Intel Shares Sink 5% as Lawsuit Challenges $11 Billion Government Equity Deal

Intel (INTC) shares are sliding on Thursday as the chipmaker faces a significant legal challenge over a controversial $11 billion equity deal with the U.S. government. The lawsuit, filed in Delaware, alleges the company's board breached its fiduciary duties by granting a 10% stake to the government without adequate consideration, adding fresh volatility to a stock already struggling with manufacturing yield concerns.

INTC

Legal Turmoil Hits Turnaround Narrative

Intel shares fell 5.44% to $45.37 in afternoon trading on Thursday, significantly underperforming the S&P 500's 1.20% decline. The primary catalyst is a newly disclosed lawsuit filed by shareholder Richard Paisner. The suit claims that Intel’s board of directors approved an unlawful contract that granted the U.S. government a 10% equity stake in the company—valued at approximately $11 billion—under political pressure.

Critics of the deal argue it was a lopsided arrangement intended to secure domestic manufacturing subsidies at the expense of existing shareholders. The legal uncertainty comes at a precarious time for CEO Lip-Bu Tan, who is entering his second year of a high-stakes turnaround strategy aimed at reclaiming semiconductor leadership.

Manufacturing Yields and Supply Constraints

Beyond the courtroom, Intel is grappling with the "harsh realities" of its manufacturing ramp-up. While the company successfully launched its 18A process node earlier this year with the Panther Lake and Clearwater Forest chips, analysts have raised alarms regarding production efficiency.
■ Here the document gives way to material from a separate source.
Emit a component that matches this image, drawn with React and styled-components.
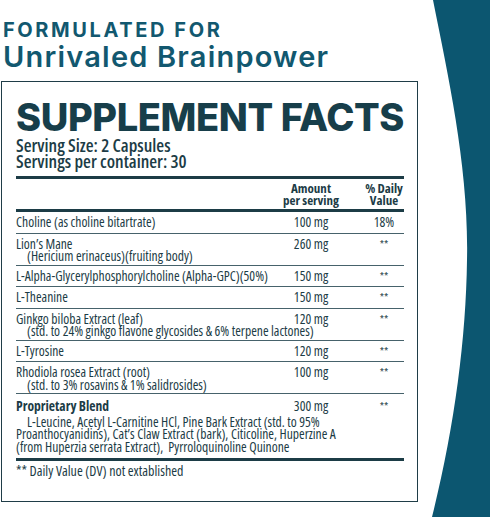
import styled, { createGlobalStyle } from 'styled-components';

const Global = createGlobalStyle`
  html, body { margin: 0; background: #ffffff; }
  * { box-sizing: border-box; }
`

const ink = '#1c3c46';
const teal = '#0c5670';
const narrow = `"Open Sans", "DejaVu Sans Condensed", sans-serif`;

const Page = styled.div`
  width: 490px;
  height: 517px;
  display: flex;
  overflow: hidden;
  background: #fff;
`

const Left = styled.div`
  width: 419px;
  flex-shrink: 0;
  padding: 18px 0 0 1px;
`

const Kicker = styled.div`
  padding-left: 2px;
  font-family: Inter, sans-serif;
  font-weight: 700;
  font-size: 20px;
  line-height: 24px;
  letter-spacing: 2.6px;
  color: #12586f;
`

const Headline = styled.h1`
  margin: 0;
  padding-left: 2px;
  font-family: Inter, sans-serif;
  font-weight: 600;
  font-size: 29px;
  line-height: 30px;
  letter-spacing: 1.2px;
  color: #12586f;
`

const Panel = styled.div`
  margin-top: 9px;
  width: 417px;
  border: 1px solid #1f3d47;
  padding: 15px 13px 23px 14px;
  color: ${ink};
  font-family: ${narrow};
  font-stretch: 75%;
`

const Title = styled.h2`
  margin: 0;
  font-family: Inter, sans-serif;
  font-stretch: normal;
  font-weight: 800;
  font-size: 38px;
  line-height: 40px;
  letter-spacing: -0.4px;
  color: #173e4a;
  white-space: nowrap;
`

const Serving = styled.div`
  font-size: 18px;
  font-weight: 600;
  line-height: 16px;
`

const Grid = styled.div`
  display: grid;
  grid-template-columns: minmax(0, 1fr) 58px 40px;
  column-gap: 24px;
  align-items: start;
`

const HeadRow = styled(Grid)`
  margin-top: 7px;
  border-top: 3px solid ${ink};
  border-bottom: 3px solid ${ink};
  padding: 3px 0;
  font-size: 13px;
  font-weight: 700;
  line-height: 12px;
`

const HeadCell = styled.div`
  grid-column: ${({ col }) => col};
  text-align: center;
  white-space: nowrap;
`

const Row = styled(Grid)`
  border-bottom: ${({ last }) => (last ? 'none' : `1px solid #46626b`)};
  padding: ${({ blend, tall }) => (blend ? '6px 0 5px' : tall ? '4px 0 2px' : '4px 0')};
  font-size: 13.6px;
  font-weight: 500;
  line-height: 12.5px;
`

const Name = styled.div`
  white-space: nowrap;
  font-weight: ${({ bold }) => (bold ? 700 : 500)};
`

const Amount = styled.div`
  text-align: center;
  white-space: nowrap;
`

const Daily = styled.div`
  text-align: center;
  white-space: nowrap;
  font-size: ${({ stars }) => (stars ? '11px' : '13.6px')};
`

const Sub = styled.div`
  grid-column: 1 / -1;
  padding-left: 11px;
  white-space: nowrap;
`

const Blend = styled.div`
  grid-column: 1 / -1;
  margin-top: 3px;
  text-indent: 11px;
  white-space: nowrap;
`

const Footnote = styled.div`
  border-top: 3px solid ${ink};
  padding-top: 3px;
  font-size: 14px;
  font-weight: 500;
  line-height: 14px;
`

const Ribbon = styled.svg`
  flex: 1;
  height: 517px;
  display: block;
`

const rows = [
  { name: 'Choline (as choline bitartrate)', amount: '100 mg', dv: '18%' },
  { name: 'Lion\u2019s Mane', sub: '(Hericium erinaceus)(fruiting body)', amount: '260 mg', dv: '**' },
  { name: 'L-Alpha-Glycerylphosphorylcholine (Alpha-GPC)(50%)', amount: '150 mg', dv: '**' },
  { name: 'L-Theanine', amount: '150 mg', dv: '**' },
  { name: 'Ginkgo biloba Extract (leaf)', sub: '(std. to 24% ginkgo flavone glycosides & 6% terpene lactones)', amount: '120 mg', dv: '**' },
  { name: 'L-Tyrosine', amount: '120 mg', dv: '**' },
  { name: 'Rhodiola rosea Extract (root)', sub: '(std. to 3% rosavins & 1% salidrosides)', amount: '100 mg', dv: '**' },
]

export default function App() {
  return (
    <Page>
      <Global />
      <Left>
        <Kicker>FORMULATED FOR</Kicker>
        <Headline>Unrivaled Brainpower</Headline>
        <Panel>
          <Title>SUPPLEMENT FACTS</Title>
          <Serving>
            Serving Size: 2 Capsules<br />
            Servings per container: 30
          </Serving>
          <HeadRow>
            <HeadCell col={2}>Amount<br />per serving</HeadCell>
            <HeadCell col={3}>% Daily<br />Value</HeadCell>
          </HeadRow>
          {rows.map((r) => (
            <Row key={r.name} tall={!!r.sub}>
              <Name>{r.name}</Name>
              <Amount>{r.amount}</Amount>
              <Daily stars={r.dv === '**'}>{r.dv}</Daily>
              {r.sub && <Sub>{r.sub}</Sub>}
            </Row>
          ))}
          <Row blend last>
            <Name bold>Proprietary Blend</Name>
            <Amount>300 mg</Amount>
            <Daily stars>**</Daily>
            <Blend>
              L-Leucine, Acetyl L-Carnitine HCl, Pine Bark Extract (std. to 95%<br />
              Proanthocyanidins), Cat’s Claw Extract (bark), Citicoline, Huperzine A<br />
              (from Huperzia serrata Extract),&nbsp; Pyrroloquinoline Quinone
            </Blend>
          </Row>
          <Footnote>** Daily Value (DV) not extablished</Footnote>
        </Panel>
      </Left>
      <Ribbon viewBox="0 0 71 517" preserveAspectRatio="none">
        <path d="M14 0 C30 80 50 170 48 260 C47 340 35 430 13 517 L71 517 L71 0 Z" fill={teal} />
      </Ribbon>
    </Page>
  )
}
Industry estimates suggest yields for the 18A node are currently hovering between 65% and 75%, levels that are generally considered too low for sustained profitability in the high-volume semiconductor market.

During a recent appearance at the Morgan Stanley Technology Conference, CFO David Zinsner acknowledged that the company is currently "hand-to-mouth" regarding supply, unable to meet the surging demand for AI-capable CPUs. This supply-demand imbalance led to a disappointing Q1 2026 guidance of $0.00 earnings per share, which has acted as a persistent overhang on the stock since late January.

Competitive Pressure and Market Context

Intel's struggles are being magnified by the continued dominance of its primary rival, AMD, which recently hit a record 35.4% share in the desktop market and is nearing 30% in the lucrative server segment. While Intel's stock saw a massive 85% recovery in 2025, today's move suggests that investors are re-evaluating the "American Silicon Renaissance" thesis in light of legal risks and execution hurdles.

Trading volume for INTC reached 55.5 million shares by 2:05 PM ET, as institutional investors weigh the potential for a protracted legal battle against the company's 2027 target for foundry breakeven margins. Analysts at HSBC recently downgraded the stock to "Reduce," citing concerns that the 2025 rally was driven more by one-off investment deals than by structural improvements in manufacturing.